Archbishop Dolan began the day by admonishing those in attendance to respond with love to those who have not yet come to the truth. He recounted a recent conversation with an abortionist who told him that the pro-life movement is winning because we are changing hearts. That’s true. But after the Archbishop spoke, we heard from several with broken hearts.

The older couple whose daughter was ashamed to say she was pregnant so many years ago and aborted. The husband was particularly poignant when he lamented that his daughter felt she needed to be perfect before she could be loved by them.

The husband who was the one to suggest abortion to his wife. The shared loss of dignity. He stated that there were no words to say “I’m sorry” in a manner that could encompass what he suggested and what they had done.

The friend who let her best friend go ahead with abortion for fear of sounding judgmental and losing a friendship.

The mother who spoke more to her baby than to us, telling her how very sorry she was, how the baby is never far from her thoughts so many years later.
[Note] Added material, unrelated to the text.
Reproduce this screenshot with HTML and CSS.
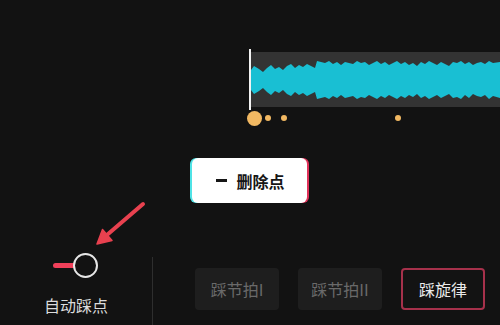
FILE: index.html
```html
<!DOCTYPE html>
<html lang="zh">
<head>
<meta charset="utf-8">
<title>自动踩点</title>
<link rel="stylesheet" href="styles.css">
</head>
<body>
<div class="screen">
  <div class="timeline">
    <div class="track">
      <svg class="wave" width="249" height="55" viewBox="0 0 249 55">
        <polygon fill="#19bfd3" points="0,18 3,14 8,17 12,20 16,16 20,13 24,17 28,15 32,18 36,14 40,12 44,16 48,13 52,15 56,12 60,14 64,16 66,9 70,10 74,11 78,9 82,12 86,10 90,13 94,10 98,11 102,12 106,9 110,11 114,10 118,13 122,11 126,9 130,12 134,10 138,13 142,11 146,9 150,12 154,10 158,13 162,11 166,14 170,10 174,12 178,9 182,11 186,13 190,10 194,12 198,14 202,10 206,11 210,9 214,12 218,10 222,13 226,11 230,10 234,12 238,9 242,11 249,10 249,46 242,44 238,47 234,43 230,45 226,44 222,42 218,46 214,43 210,47 206,45 202,46 198,42 194,44 190,46 186,43 182,45 178,47 174,44 170,46 166,42 162,45 158,43 154,46 150,44 146,47 142,45 138,43 134,46 130,44 126,47 122,45 118,43 114,46 110,45 106,47 102,44 98,45 94,46 90,43 86,46 82,44 78,47 74,45 70,46 66,47 64,40 60,42 56,44 52,41 48,43 44,40 40,44 36,42 32,38 28,41 24,39 20,43 16,40 12,36 8,39 3,42 0,38"/>
      </svg>
      <div class="playhead"></div>
    </div>
    <div class="dots">
      <span class="dot dot-big"></span>
      <span class="dot dot-1"></span>
      <span class="dot dot-2"></span>
      <span class="dot dot-3"></span>
    </div>
  </div>

  <div class="delete-btn"><span class="minus"></span><span class="delete-text">删除点</span></div>

  <div class="bottom">
    <div class="auto">
      <div class="toggle"><span class="toggle-bar"></span><span class="toggle-knob"></span></div>
      <div class="auto-label">自动踩点</div>
    </div>
    <div class="divider"></div>
    <div class="modes">
      <div class="mode">踩节拍I</div>
      <div class="mode">踩节拍II</div>
      <div class="mode mode-active">踩旋律</div>
    </div>
  </div>

  <svg class="arrow" width="160" height="260" viewBox="0 0 160 260">
    <line x1="143" y1="204" x2="104" y2="237.5" stroke="#e8414f" stroke-width="4" stroke-linecap="round"/>
    <polygon points="97,244 102.5,229.5 112,240.5" fill="#e8414f" stroke="#e8414f" stroke-width="1.5" stroke-linejoin="round"/>
  </svg>
</div>
</body>
</html>
```

FILE: styles.css
```css
* { box-sizing: border-box; }
html, body {
  margin: 0;
  padding: 0;
  background: #121212;
}
body {
  font-family: "Noto Sans CJK SC", "Noto Sans", sans-serif;
}
.screen {
  position: relative;
  width: 500px;
  height: 325px;
  overflow: hidden;
  display: flex;
  flex-direction: column;
}
.timeline {
  margin-left: 251px;
  margin-top: 52px;
}
.track {
  position: relative;
  height: 55px;
  background: #333333;
}
.wave { display: block; }
.playhead {
  position: absolute;
  left: -2px;
  top: -3px;
  width: 2px;
  height: 61px;
  background: #f2f2f2;
}
.dots {
  position: relative;
  height: 16px;
  margin-top: 3px;
}
.dot {
  position: absolute;
  width: 6px;
  height: 6px;
  border-radius: 50%;
  background: #f1b862;
  top: 5px;
}
.dot-big { width: 15px; height: 15px; left: -4.5px; top: 0.5px; }
.dot-1 { left: 14px; }
.dot-2 { left: 30px; }
.dot-3 { left: 144px; }

.delete-btn {
  margin-left: 192px;
  margin-top: 32px;
  width: 115px;
  height: 45px;
  background: #ffffff;
  border-radius: 6px;
  box-shadow: -2px 0 0 #4fe3e6, 2px 0 0 #e0325a;
  display: flex;
  align-items: center;
  justify-content: center;
  gap: 9px;
  color: #161616;
}
.minus {
  width: 11px;
  height: 3px;
  background: #161616;
  margin-left: 2px;
}
.delete-text {
  font-size: 16px;
  font-weight: 700;
  line-height: 1;
}

.bottom {
  display: flex;
  margin-top: 50px;
  height: 72px;
}
.auto {
  width: 152px;
  display: flex;
  flex-direction: column;
  align-items: center;
}
.toggle {
  display: flex;
  align-items: center;
  height: 25px;
  margin-left: -2px;
}
.toggle-bar {
  width: 22px;
  height: 5px;
  background: #f0405a;
  border-radius: 3px 0 0 3px;
}
.toggle-knob {
  width: 25px;
  height: 25px;
  border-radius: 50%;
  border: 2px solid #e6e6e6;
  margin-left: -2px;
}
.auto-label {
  margin-top: 16px;
  font-size: 16px;
  line-height: 22px;
  color: #dcdcdc;
}
.divider {
  width: 1px;
  margin-top: 4px;
  background: #2e2e2e;
}
.modes {
  display: flex;
  gap: 19px;
  margin-left: 42px;
  margin-top: 15px;
  align-items: flex-start;
}
.mode {
  width: 84px;
  height: 42px;
  border-radius: 4px;
  background: #1e1e1e;
  color: #6a6a6a;
  font-size: 16px;
  display: flex;
  align-items: center;
  justify-content: center;
}
.mode-active {
  background: #131313;
  border: 2px solid #a6314b;
  color: #ebebeb;
}
.arrow {
  position: absolute;
  left: 0;
  top: 0;
}
```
The abortionist whose voice cracked as he recounted having to have talked himself into distancing emotionally from what he’d been doing. The obvious burden he bears, rejoicing in God’s mercy, but unable to shake off all of those deaths at his hands.

And so they came and went, a heart-wrenching procession of what some might derisively dismiss as ‘statistical noise’, which is to say an artifact in the numbers.


In truth, the sorrow was almost unbearable.

As I sat there, I silently asked for God’s forgiveness that I am so late to the table. I was also inspired by each presenter’s witness to God’s mercy; “An ocean of mercy,” as one presenter put it. That’s the beauty of Christianity in general, and Catholicism in particular. We never stop proclaiming the love and mercy of our Father in Heaven, who is Love and Mercy. As I listened to the doctor speaking, I was struck by the thought that indeed God’s Love is infinitely greater than the worst sins of those among us.

It’s simply there for the asking. I thought of the older man lamenting how his daughter felt that she needed to be perfect in order to be loved by him. Now, if that man with all of his sins doesn’t require perfection as a precondition for love, how much less does God the Father expect us to do it all on our own before coming to Him? It’s impossible and even futile to try.

That was Jesus’ point in Matthew when He said, “If you with all of your sins know how to give your children what is good, how much more will your Father in heaven give the Holy Spirit to anyone who asks?”

Words to consider as we head into the anniversary of Roe v. Wade. We ought not yield to despair over our particular failings, but drown them in the ocean of God’s Love and Mercy.